Thought experiments are a classic tool used by many great thinkers. They enable us to explore impossible situations and predict their implications and outcomes. Mastering thought experiments can help you confront difficult questions and anticipate (and prevent) problems.

→ Solving Difficult Problems

TKP Podcast

“When I was a brand-new lieutenant, I asked my father, “How would I know if somebody that I worked for or worked for me was going to be a good commander in combat? … How would you tell in peacetime?” He says, “You won’t. You won’t know because people have capabilities or coping mechanisms that in peacetime look fine, that doesn’t play well in war.” Then I asked him, “Okay, when you’re in combat, how do you know?” He said, “Some people keep asking for more information and what they’re trying to do is drive uncertainty to zero so that there’s really not a question on the right course of action because you know everything.” But you can’t do that. It’s not achievable. So they become hesitant. They become tentative, and they become focused on getting more and more information to ratchet the uncertainty out of the situation and they don’t act.”

→ I sat down with Ret. Four-Star General Stanley McChrystal to discuss what he’s learned about risk, decision-making under uncertainty, and leadership. Listen to this episode on FS (with show notes), Apple Podcasts, Spotify, watch on YouTube, or read the transcript.

Insight

“(There is a) remarkable asymmetry between the ways our mind treats information that is currently available and information we do not have. An essential design feature of the associative machine is that it represents only activated ideas. Information that is not retrieved (even unconsciously) from memory might as well not exist. System 1 excels at constructing the best possible story that incorporates ideas currently activated, but it does not (cannot) allow for information it does not have.”

— Daniel Kahneman

(Pair with this Kahneman podcast).

Tiny Thought

What appears to be luck is often preparation and patience. 

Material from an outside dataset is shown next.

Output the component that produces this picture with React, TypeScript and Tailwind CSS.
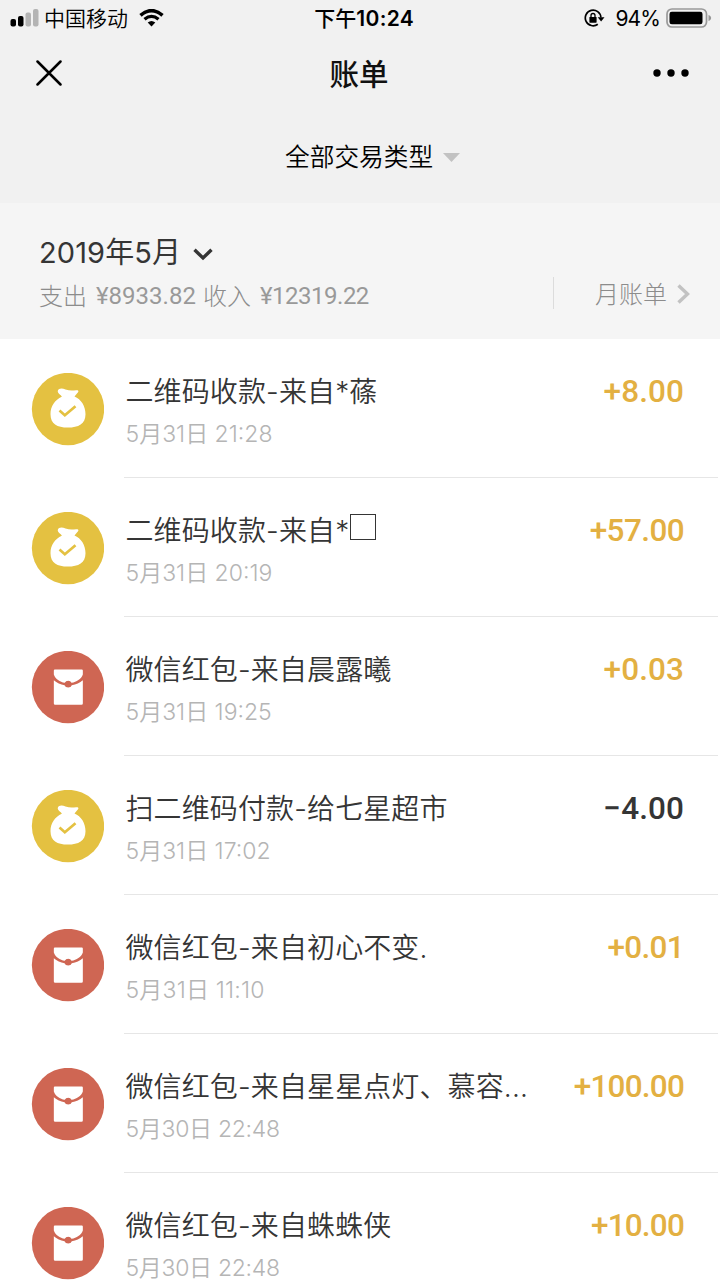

Mastering your circumstances starts with being advantageously positioned.​​

(Share this Tiny Thought on Twitter)

Explore Your Curiosity

“That’s critical because what it tells us is, if you can get yourself to do it — to meditate, to volunteer, to engage with social connection — you will be happier. It’s just much easier if you have a cultural apparatus around you.”

→ Laurie Santos

“I would like to point out the importance of chasing your own dreams. You must live with whoever you become, and those around you have to live with that. It’s important to be who you want to be, and not what others want you to be.”

→ Nils Van der Poel

P.S. Photos of Owls.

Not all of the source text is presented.